Seventy-five years of cumulative cultural shock has made workers passive participants to their own destiny. They are wards of “the system,” no longer independent contractors. They can smell the fields as they drive to work, only to have the aroma killed by the stench of machine oil or the static hum of computers.


With a casual flair, management talks about “giving power back to workers” by “empowering them.” This flippancy is like trying to put toothpaste back into the tube. Meanwhile, management itself has outlived its function and is disappearing from the workplace in droves. The Human Resources movement and its “scientific management” is obsolete. The worker is truly alone.


Stanley asks: How can we convince workers that in a number of areas we are no longer the best, when the government and media insist that we are?


This is not a problem of the government or media. Both are responsive, not creative organs of society. Workers give both of them far more credit than they deserve. The problem is the refusal of workers to embrace reality while they still have a choice. It appears they would rather deny despair, and surrender to a corrosive fatalism. Not until despair takes hold, and forces workers to attention will workers appreciate the fact that they are truly alone. Not until they hit bottom are they likely to challenge popular myths.

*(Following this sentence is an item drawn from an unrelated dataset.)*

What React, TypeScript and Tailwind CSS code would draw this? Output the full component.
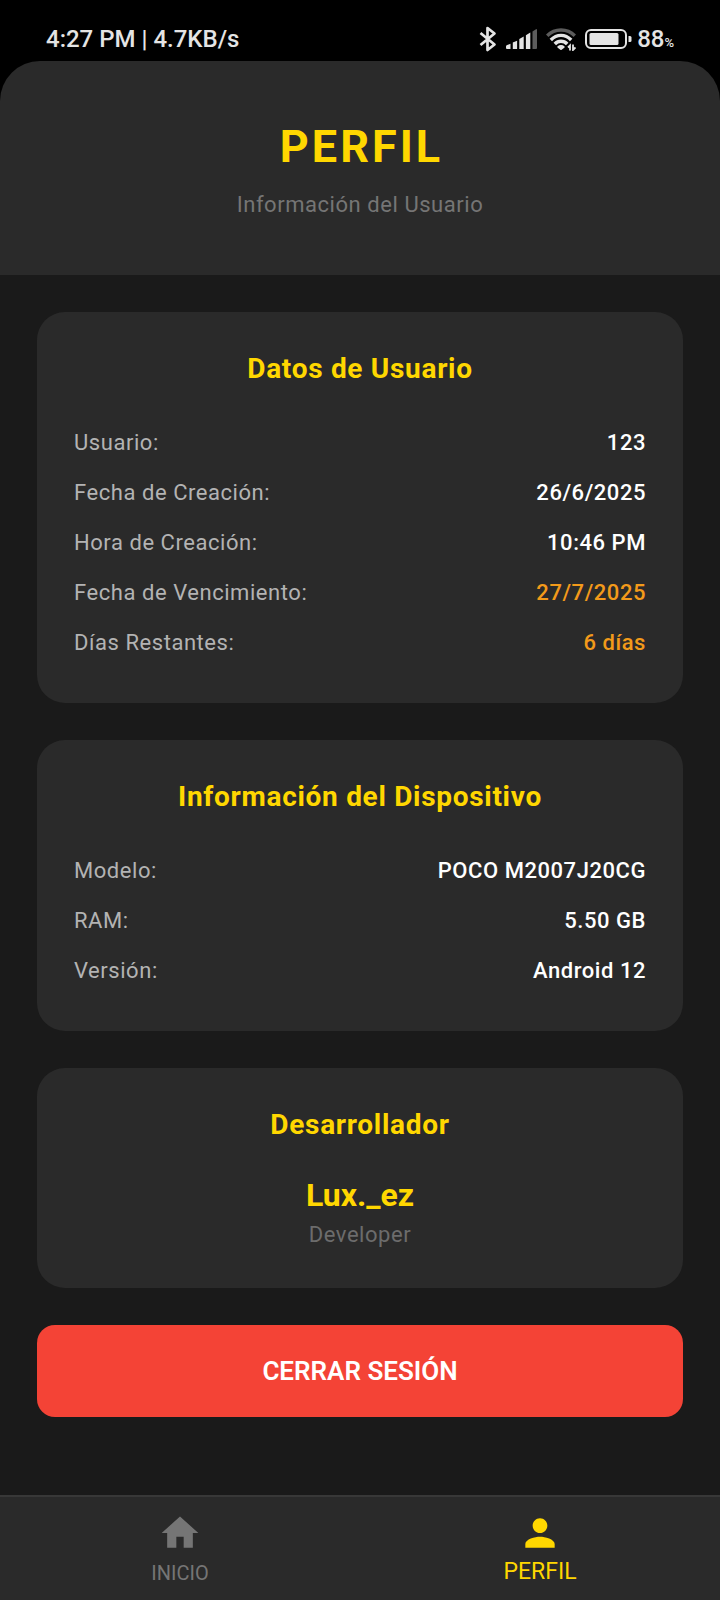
import type { ReactNode } from "react";

type Row = { label: string; value: string; warn?: boolean };

const userRows: Row[] = [
  { label: "Usuario:", value: "123" },
  { label: "Fecha de Creación:", value: "26/6/2025" },
  { label: "Hora de Creación:", value: "10:46 PM" },
  { label: "Fecha de Vencimiento:", value: "27/7/2025", warn: true },
  { label: "Días Restantes:", value: "6 días", warn: true },
];

const deviceRows: Row[] = [
  { label: "Modelo:", value: "POCO M2007J20CG" },
  { label: "RAM:", value: "5.50 GB" },
  { label: "Versión:", value: "Android 12" },
];

function StatusBar() {
  return (
    <div className="flex h-[61px] items-center justify-between bg-black pt-[17px] pr-[46px] pl-[46px] text-[24px] leading-[28px] font-medium text-[#e4e4e4]">
      <span>4:27 PM | 4.7KB/s</span>
      <div className="flex items-center gap-[9px]">
        <svg className="h-[26px] w-[18px]" viewBox="0 0 18 26" fill="none" stroke="#e4e4e4" strokeWidth="2.7" aria-hidden="true">
          <path d="M1.500 7 15.500 18.500 8.500 24V2l7 5.500L1.500 19" strokeLinejoin="round" />
        </svg>
        <svg className="h-[22px] w-[31px]" viewBox="0 0 31 22" fill="#e4e4e4" aria-hidden="true">
          <path d="M0 18.500q0-1.200 1.200-1.500l3.300-1.200V21H1q-1 0-1-1z" />
          <path d="M6.800 14.500l4.300-1.800V21H6.800z" />
          <path d="M13.300 11l4.400-2.600V21h-4.400z" />
          <path d="M19.900 7.200l4.400-2.600V21h-4.400z" />
          <path d="M26.500 3.500L30 1.200q1-.4 1 .8V20q0 1-1 1h-3.500z" fill="#5c5c5c" />
        </svg>
        <svg className="h-[24px] w-[30px]" viewBox="0 0 30 24" fill="none" strokeWidth="3.4" aria-hidden="true">
          <path d="M1.200 8.700C8.800 1 21.200 1 28.800 8.700" stroke="#5c5c5c" />
          <path d="M4.800 13C10.800 6.800 19.200 6.800 25.200 13" stroke="#e4e4e4" />
          <path d="M8.800 17C12.300 13.300 17.700 13.300 21.200 17" stroke="#e4e4e4" />
          <path d="M12.300 19.900C13.700 18.700 16.300 18.700 17.700 19.900L15 22z" fill="#e4e4e4" stroke="#e4e4e4" strokeWidth="2" strokeLinejoin="round" />
          <path d="M24 23.500V18.500L22 20.500M27 17.500V23L29.500 20.500" stroke="#e4e4e4" strokeWidth="1.800" />
        </svg>
        <div className="flex items-center gap-[5px]">
          <svg className="h-[20px] w-[47px]" viewBox="0 0 47 20" aria-hidden="true">
            <rect x="1" y="1" width="40" height="18" rx="5" fill="none" stroke="#e4e4e4" strokeWidth="2" />
            <rect x="4.500" y="4" width="29" height="12" rx="1.500" fill="#e4e4e4" />
            <path d="M43.500 7h1.500q1.500 0 1.500 1.500v3q0 1.500-1.500 1.500h-1.500z" fill="#e4e4e4" />
          </svg>
          <span>
            88<span className="text-[13px] leading-none">%</span>
          </span>
        </div>
      </div>
    </div>
  );
}

function Card({ title, children }: { title: string; children: ReactNode }) {
  return (
    <section className="rounded-[28px] bg-[#2a2a2a] px-[37px] pt-[38px] pb-[35px]">
      <h2 className="mb-[30px] text-center text-[28px] leading-[38px] font-bold tracking-wide text-[#ffd700]">{title}</h2>
      {children}
    </section>
  );
}

function Rows({ rows }: { rows: Row[] }) {
  return (
    <dl>
      {rows.map((row) => (
        <div key={row.label} className="flex h-[50px] items-center justify-between text-[22px] leading-[26px] tracking-wide">
          <dt className="text-[#b3b3b3]">{row.label}</dt>
          <dd className={row.warn ? "font-medium text-[#f39a1a]" : "font-medium text-white"}>{row.value}</dd>
        </div>
      ))}
    </dl>
  );
}

export default function App() {
  return (
    <div className="flex min-h-screen flex-col bg-[#1a1a1a] font-[Roboto,sans-serif]">
      <StatusBar />
      <div className="bg-black">
        <header className="rounded-t-[40px] bg-[#2a2a2a] pt-[58px] pb-[56px] text-center">
          <h1 className="pl-[3px] text-[45px] leading-[56px] font-bold tracking-[3px] text-[#ffd700]">PERFIL</h1>
          <p className="mt-4 text-[22px] leading-[28px] tracking-wide text-[#757575]">Información del Usuario</p>
        </header>
      </div>
      <main className="flex flex-1 flex-col gap-[37px] px-[37px] pt-[37px] pb-9">
        <Card title="Datos de Usuario">
          <Rows rows={userRows} />
        </Card>
        <Card title="Información del Dispositivo">
          <Rows rows={deviceRows} />
        </Card>
        <Card title="Desarrollador">
          <p className="text-center text-[32px] leading-[43px] font-bold text-[#ffd700]">Lux._ez</p>
          <p className="text-center text-[22px] leading-[36px] tracking-wide text-[#6c6c6c]">Developer</p>
        </Card>
        <button type="button" className="h-[92px] rounded-[18px] bg-[#f44336] text-[26px] leading-[32px] font-semibold text-white">
          CERRAR SESIÓN
        </button>
      </main>
      <nav className="grid h-[105px] grid-cols-2 border-t-2 border-[#383838] bg-[#2a2a2a] pt-[14px]">
        <a href="#inicio" className="flex flex-col items-center text-[20px] leading-[36px] text-[#757575]">
          <svg className="h-[44px] w-[44px]" viewBox="0 0 24 24" fill="currentColor" aria-hidden="true">
            <path d="M10 20v-6h4v6h5v-8h3L12 3 2 12h3v8z" />
          </svg>
          INICIO
        </a>
        <a href="#perfil" aria-current="page" className="flex flex-col items-center text-[23px] leading-[34px] text-[#ffd700]">
          <svg className="h-[44px] w-[44px]" viewBox="0 0 24 24" fill="currentColor" aria-hidden="true">
            <path d="M12 12c2.210 0 4-1.790 4-4s-1.790-4-4-4-4 1.790-4 4 1.790 4 4 4zm0 2c-2.670 0-8 1.340-8 4v2h16v-2c0-2.660-5.330-4-8-4z" />
          </svg>
          PERFIL
        </a>
      </nav>
    </div>
  );
}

Maturity is a function of reality. Cognizance of reality ensures survival. When survival has multiple buffers, which make denial an alluring retreat, a sense of jeopardy is not experienced. Workers today live in a climate of denial, in the lap of luxury. They are only miserable, not yet despairing. They have little sense of danger, only inconvenience. The “other shoe” has not yet hit the pavement.


Stanley asks: Is it the amount of production or quality which deserves more of our attention?


It is heresy to suggest that these are not relevant considerations.  Increased production means more jobs. Better quality means a more stable market share. Still, production and quality camouflage the issue.


These are outcomes or effects, not causes. What is ignored, and what I feel needs more consideration, is the necessity for workers to develop more orderly minds, like the minds they once had when they worked on the land from sun up to sun down, and loved it. Their minds were in balance with a sense of equilibrium. Workers today are underemployed because they are underwhelmed and underdeveloped. Tap this collective mind and the question of productivity and quality will be moot.


Workers are capable of incredible achievement if moved by their interests, or what they want to do. Focusing on production and/or quality exclusively are outcomes or things they have to do. Givens. Good quality and increased production are effects, not causes. The fusion of work is in the nuclear structure of the spirit of the workforce. Quality and production are the results of a spirited workforce built on trust with full utilization of its collective energies.


Stanley asks: Why isn’t technology doing what we hoped it would do for education? Are our goals wrong, our methods, or is it something else?


Technology cannot create spirit. It can kill spirit, and often does by the sheer magnitude of its conceit in minimizing the human factor. Spirit is the central core of work. Without it, work resembles a collection of mules turning a wheel and going nowhere.


Technology has limitation the same as everything else. In the end, the more technology seeks an answer to the mystery of the human spirit, the more it appears entangled in its own confusion.


Education is a spiritual adventure which is anchored in an intellectual experience. It is not a “thing,” but a process. The process is one of discovery.


The human mind is seemingly limitless in its capacity for insight and foolishness. Tools, such as the computer, may assist in discovery as long as they remain tools and not as ends in themselves. Then they become toys, which is alright, too, as long as the distinction is clear. Where technology seems to be headed, at this moment, is as another ornament on the tree of knowledge. Nothing less. Nothing more.